By formally defining the Digital Product, IT4IT v3.0 helps organizations design the structures, tools, and practices to support this product-centric way of working. It’s a step toward aligning IT with business value in a more tangible, sustainable way.

A Backbone Built for the Future

Earlier versions of IT4IT introduced the idea of a “service backbone” a data-driven spine connecting the major IT processes and capabilities. It was useful at the time, but as IT delivery has evolved, the term no longer captured the full picture.

With Version 3, this concept has been reimagined as the Digital Product Backbone. The design has been simplified, and each stage of the product lifecycle is now tied to a single, well-defined data object. The result? A model that’s cleaner, easier to understand, and more aligned with how IT actually operates today.

But the change goes beyond simplification. The new backbone reflects the diversity of modern digital products. It’s not just about traditional software or IT services anymore. It extends to:

  • Physical technology like smartphones or IoT devices
  • Automation tools such as RPA bots
  • “As-a-Service” models across infrastructure, platforms, and applications

This evolution delivers both clarity and flexibility. Whether you are managing a mobile app release, rolling out a new device, or orchestrating an automated process, the Digital Product Backbone ensures everything can be represented in a single, consistent way.

This is not just a structural update , it’s the foundation for managing IT in a product-driven, digital-first world.

From Value Chain to Value Network

In earlier versions of the IT4IT Standard, IT delivery was described as a value chain a straight line of activities that turned inputs into outputs. That made sense for traditional IT, where work often flowed step by step.

But the digital world doesn’t operate in straight lines anymore.

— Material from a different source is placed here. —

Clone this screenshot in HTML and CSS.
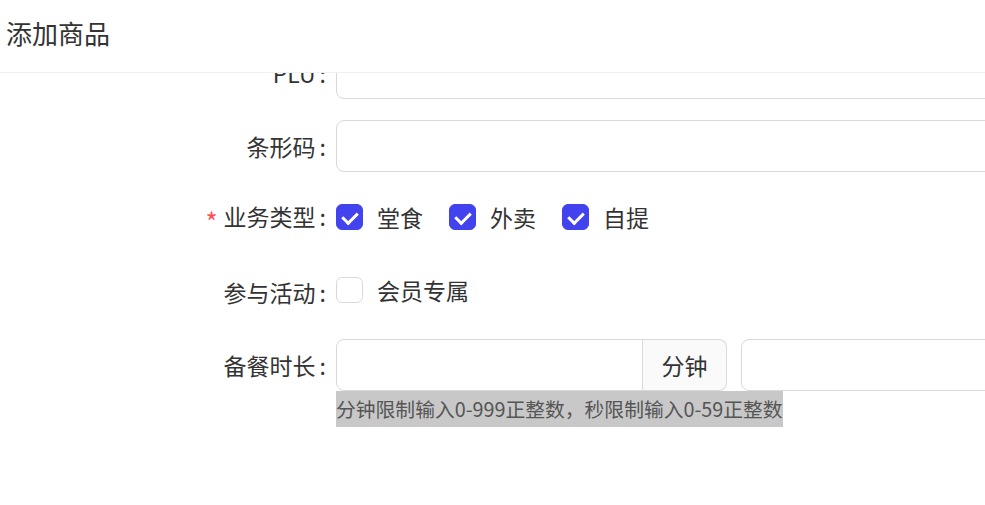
FILE: index.html
```html
<!DOCTYPE html>
<html lang="zh-CN">
<head>
  <meta charset="UTF-8" />
  <meta name="viewport" content="width=device-width, initial-scale=1.0" />
  <title>添加商品</title>
  <link rel="stylesheet" href="styles.css">
</head>
<body>
  <div class="modal">
    <div class="modal-header">
      <h2 class="modal-title">添加商品</h2>
    </div>

    <div class="modal-body">
      <form class="form">
        <!-- PLU -->
        <div class="form-row">
          <label class="form-label">PLU</label>
          <div class="form-control">
            <input class="input" type="text">
          </div>
        </div>

        <!-- 条形码 -->
        <div class="form-row">
          <label class="form-label">条形码</label>
          <div class="form-control">
            <input class="input" type="text">
          </div>
        </div>

        <!-- 业务类型 -->
        <div class="form-row">
          <label class="form-label required">业务类型</label>
          <div class="form-control checks">
            <label class="check"><span class="box checked"></span>堂食</label>
            <label class="check"><span class="box checked"></span>外卖</label>
            <label class="check"><span class="box checked"></span>自提</label>
          </div>
        </div>

        <!-- 参与活动 -->
        <div class="form-row">
          <label class="form-label">参与活动</label>
          <div class="form-control checks">
            <label class="check"><span class="box"></span>会员专属</label>
          </div>
        </div>

        <!-- 备餐时长 -->
        <div class="form-row top">
          <label class="form-label">备餐时长</label>
          <div class="form-control">
            <div class="time-group">
              <div class="input-group">
                <input class="input" type="text">
                <span class="addon">分钟</span>
              </div>
              <div class="input-group">
                <input class="input" type="text">
              </div>
            </div>
            <div class="help"><span>分钟限制输入0-999正整数，秒限制输入0-59正整数</span></div>
          </div>
        </div>
      </form>
    </div>
  </div>
</body>
</html>
```

FILE: styles.css
```css
* {
  box-sizing: border-box;
}
body {
  margin: 0;
  width: 985px;
  height: 505px;
  overflow: hidden;
  background: #fff;
  font-family: "Noto Sans CJK SC", "Noto Sans", sans-serif;
  color: #333;
}
.modal {
  width: 1300px;
  background: #fff;
}
.modal-header {
  height: 73px;
  display: flex;
  align-items: center;
  padding: 0 6px 8px;
  border-bottom: 1px solid #f0f0f0;
}
.modal-title {
  margin: 0;
  font-size: 26px;
  font-weight: 400;
  color: #333;
}
.modal-body {
  height: 432px;
  overflow: hidden;
}
.form {
  margin-top: -26px;
}
.form-row {
  display: flex;
  align-items: center;
  min-height: 52px;
  margin-bottom: 21px;
}
.form-row.top {
  align-items: flex-start;
}
.form-row.top .form-label {
  line-height: 52px;
}
.form-label {
  width: 326px;
  text-align: right;
  font-size: 23px;
  color: #333;
  white-space: nowrap;
}
.form-label::after {
  content: ":";
  margin-left: 4px;
}
.form-label.required::before {
  content: "*";
  color: #ff4d4f;
  margin-right: 6px;
  font-size: 26px;
  vertical-align: -6px;
}
.form-control {
  margin-left: 10px;
  flex: 1;
}
.input {
  display: block;
  width: 900px;
  height: 52px;
  border: 1px solid #d9d9d9;
  border-radius: 8px;
  font-size: 20px;
  padding: 0 12px;
  outline: none;
  background: #fff;
}
.checks {
  display: flex;
  align-items: center;
  gap: 26px;
  margin-top: -4px;
}
.check {
  display: flex;
  align-items: center;
  gap: 14px;
  font-size: 23px;
  color: #333;
}
.box {
  width: 27px;
  height: 26px;
  border: 1px solid #d9d9d9;
  border-radius: 6px;
  background: #fff;
  position: relative;
}
.box.checked {
  background: #4242ee;
  border-color: #4242ee;
}
.box.checked::after {
  content: "";
  position: absolute;
  left: 8px;
  top: 4px;
  width: 7px;
  height: 12px;
  border: solid #fff;
  border-width: 0 3px 3px 0;
  transform: rotate(45deg);
}
.time-group {
  display: flex;
  gap: 14px;
}
.input-group {
  display: flex;
}
.input-group .input {
  width: 307px;
  border-radius: 8px 0 0 8px;
}
.input-group .input:only-child {
  border-radius: 8px;
}
.addon {
  width: 84px;
  height: 52px;
  display: flex;
  align-items: center;
  justify-content: center;
  background: #fafafa;
  border: 1px solid #d9d9d9;
  border-left: 0;
  border-radius: 0 8px 8px 0;
  font-size: 23px;
  color: #333;
}
.help span {
  display: inline-block;
  background: #c8c8c8;
  color: #555;
  font-size: 19.8px;
  line-height: 36px;
  height: 36px;
}
```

With Version 3, IT4IT introduces the idea of a Digital Value Network. Instead of a rigid sequence, value is now seen as something collaborative, multi-directional, and interconnected a web of contributions that all feed into the digital experience.

And it is not just IT teams building and running software. Today, marketing, legal, procurement, HR, finance, and even external partners are part of the ecosystem that shapes how digital products are created, delivered, and improved.

Although the Value Network isn’t yet part of the formal IT4IT architecture, it is an important conceptual shift. It gives us a more realistic way to describe how value is created in digital businesses today not in silos, not in a straight line, but in a network of people, processes, and technology working together.

Reimagining the Value Streams

One of the biggest changes in IT4IT Version 3 is the complete redesign of the value streams.

In earlier versions, there were four:

  • Strategy to Portfolio
  • Requirement to Deploy
  • Request to Fulfill
  • Detect to Correct

While useful, these streams often mirrored old IT departmental boundaries and unintentionally reinforced silos.

Version 3 breaks down those silos with seven new value streams, each reflecting the real-world journey of a digital product from idea to operation:

  • Evaluate – Make strategic decisions about which products should exist and how they are performing.
  • Explore – Shape product ideas, plan features, and start design work.
  • Integrate – Develop and test the product.
  • Release – Package, approve, and prepare the product for launch.
  • Deploy – Move products into production environments.
  • Fulfill – Deliver entitlements and access to customers.
  • Operate – Monitor, maintain, and continuously optimize in real time.

Image Source – The Open Group

This new structure is much closer to how modern IT teams actually work whether that’s Agile squads, DevOps pipelines, or platform engineering groups. Each value stream is clearly defined, interconnected, and designed to support end-to-end traceability, continuous delivery, and collaboration.

In short, the value streams now mirror the digital product lifecycle itself making IT4IT a more practical and future-ready guide.